Available data →

————

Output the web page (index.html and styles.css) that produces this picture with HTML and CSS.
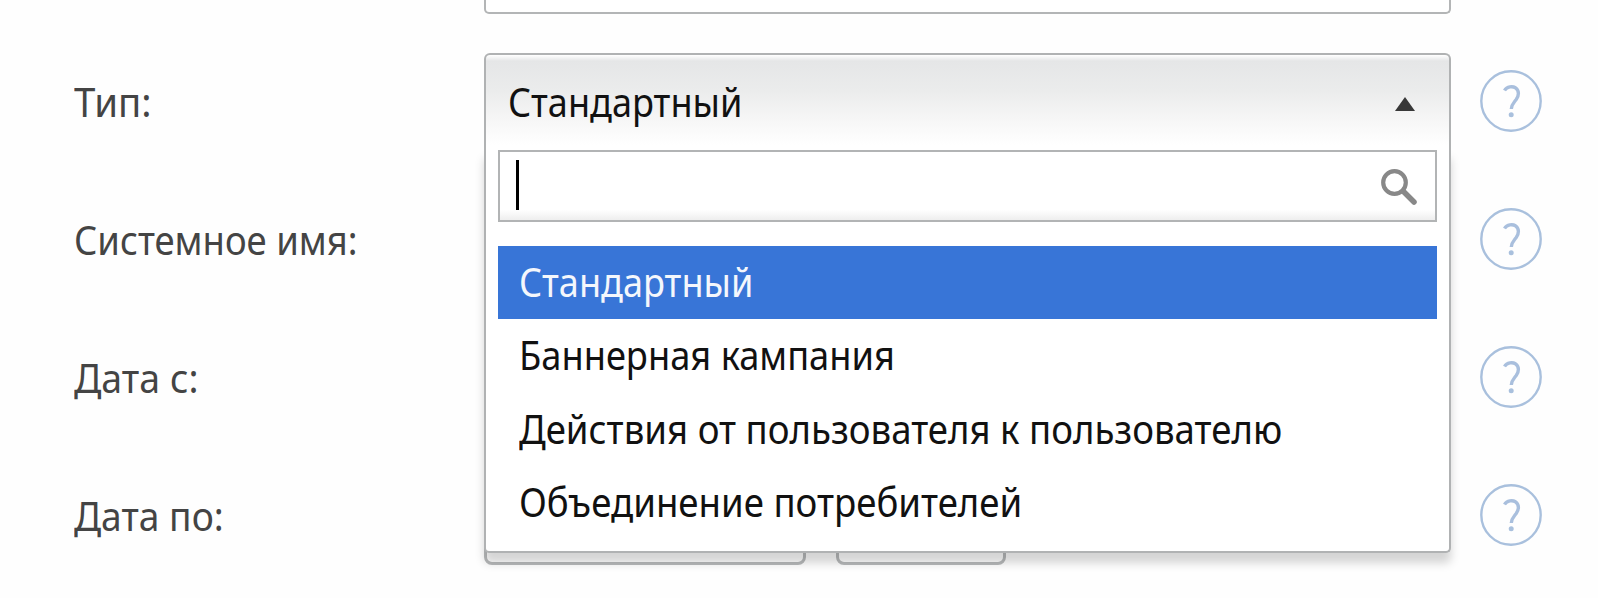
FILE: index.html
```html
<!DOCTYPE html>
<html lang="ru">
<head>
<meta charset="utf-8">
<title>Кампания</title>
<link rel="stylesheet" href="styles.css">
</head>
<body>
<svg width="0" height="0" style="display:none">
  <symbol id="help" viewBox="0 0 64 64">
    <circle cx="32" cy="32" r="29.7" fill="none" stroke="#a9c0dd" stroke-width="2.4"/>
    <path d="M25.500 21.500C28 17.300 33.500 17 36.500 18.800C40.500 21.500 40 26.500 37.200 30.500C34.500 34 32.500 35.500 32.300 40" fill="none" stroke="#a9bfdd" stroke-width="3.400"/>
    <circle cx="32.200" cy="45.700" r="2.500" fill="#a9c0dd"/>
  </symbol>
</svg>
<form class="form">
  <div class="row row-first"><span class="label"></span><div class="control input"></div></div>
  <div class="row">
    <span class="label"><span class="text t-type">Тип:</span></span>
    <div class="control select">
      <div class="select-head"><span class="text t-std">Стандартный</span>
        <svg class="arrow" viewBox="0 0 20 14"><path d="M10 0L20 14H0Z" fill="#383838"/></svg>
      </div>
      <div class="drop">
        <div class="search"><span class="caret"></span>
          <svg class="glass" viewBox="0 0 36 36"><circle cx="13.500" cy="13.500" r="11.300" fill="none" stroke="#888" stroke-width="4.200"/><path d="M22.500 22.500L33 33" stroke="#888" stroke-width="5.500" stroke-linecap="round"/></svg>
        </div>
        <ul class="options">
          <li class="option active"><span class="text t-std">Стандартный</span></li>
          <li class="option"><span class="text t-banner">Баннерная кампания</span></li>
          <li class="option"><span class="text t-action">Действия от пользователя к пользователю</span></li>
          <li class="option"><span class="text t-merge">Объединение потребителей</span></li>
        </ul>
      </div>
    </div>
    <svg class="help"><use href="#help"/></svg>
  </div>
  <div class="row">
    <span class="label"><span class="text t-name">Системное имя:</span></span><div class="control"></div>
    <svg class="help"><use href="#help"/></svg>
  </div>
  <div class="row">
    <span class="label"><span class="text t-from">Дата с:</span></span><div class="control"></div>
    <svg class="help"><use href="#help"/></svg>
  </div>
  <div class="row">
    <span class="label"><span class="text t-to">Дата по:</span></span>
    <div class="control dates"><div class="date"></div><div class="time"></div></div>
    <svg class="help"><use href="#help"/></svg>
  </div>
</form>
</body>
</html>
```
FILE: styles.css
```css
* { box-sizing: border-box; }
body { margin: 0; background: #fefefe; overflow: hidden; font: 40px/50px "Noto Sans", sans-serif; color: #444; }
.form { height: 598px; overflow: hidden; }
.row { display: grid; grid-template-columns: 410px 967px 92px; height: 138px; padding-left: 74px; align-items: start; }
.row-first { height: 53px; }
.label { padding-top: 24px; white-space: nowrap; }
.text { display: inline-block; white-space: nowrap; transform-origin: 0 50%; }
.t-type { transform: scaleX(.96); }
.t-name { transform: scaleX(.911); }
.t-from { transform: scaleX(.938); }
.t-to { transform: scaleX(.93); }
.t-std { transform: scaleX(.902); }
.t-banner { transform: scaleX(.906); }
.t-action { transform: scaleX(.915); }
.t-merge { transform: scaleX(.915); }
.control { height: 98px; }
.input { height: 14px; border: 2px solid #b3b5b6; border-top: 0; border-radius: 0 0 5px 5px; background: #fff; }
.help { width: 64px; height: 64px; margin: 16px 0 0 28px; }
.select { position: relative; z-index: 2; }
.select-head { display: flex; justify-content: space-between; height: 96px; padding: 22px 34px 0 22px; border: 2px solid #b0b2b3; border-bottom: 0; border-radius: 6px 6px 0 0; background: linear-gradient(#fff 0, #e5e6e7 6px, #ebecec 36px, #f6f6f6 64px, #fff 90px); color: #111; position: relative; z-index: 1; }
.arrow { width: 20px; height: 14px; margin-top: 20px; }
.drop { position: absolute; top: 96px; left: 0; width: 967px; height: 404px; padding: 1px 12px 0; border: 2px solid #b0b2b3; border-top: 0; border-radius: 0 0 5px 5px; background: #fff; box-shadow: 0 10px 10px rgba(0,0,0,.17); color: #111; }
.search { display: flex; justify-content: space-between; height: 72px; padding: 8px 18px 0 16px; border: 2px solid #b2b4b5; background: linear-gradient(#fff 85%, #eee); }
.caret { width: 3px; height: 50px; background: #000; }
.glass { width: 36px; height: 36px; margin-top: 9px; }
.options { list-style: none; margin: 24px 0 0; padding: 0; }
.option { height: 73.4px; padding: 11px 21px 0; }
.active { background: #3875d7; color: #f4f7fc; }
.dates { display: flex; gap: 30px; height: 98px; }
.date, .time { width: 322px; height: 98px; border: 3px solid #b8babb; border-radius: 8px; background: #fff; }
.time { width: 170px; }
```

————

What is needed →
Which lines above contain the word "styles"? Copy each of them.

Final result →
Output the web page (index.html and styles.css) that produces this picture with HTML and CSS.
<link rel="stylesheet" href="styles.css">
FILE: styles.css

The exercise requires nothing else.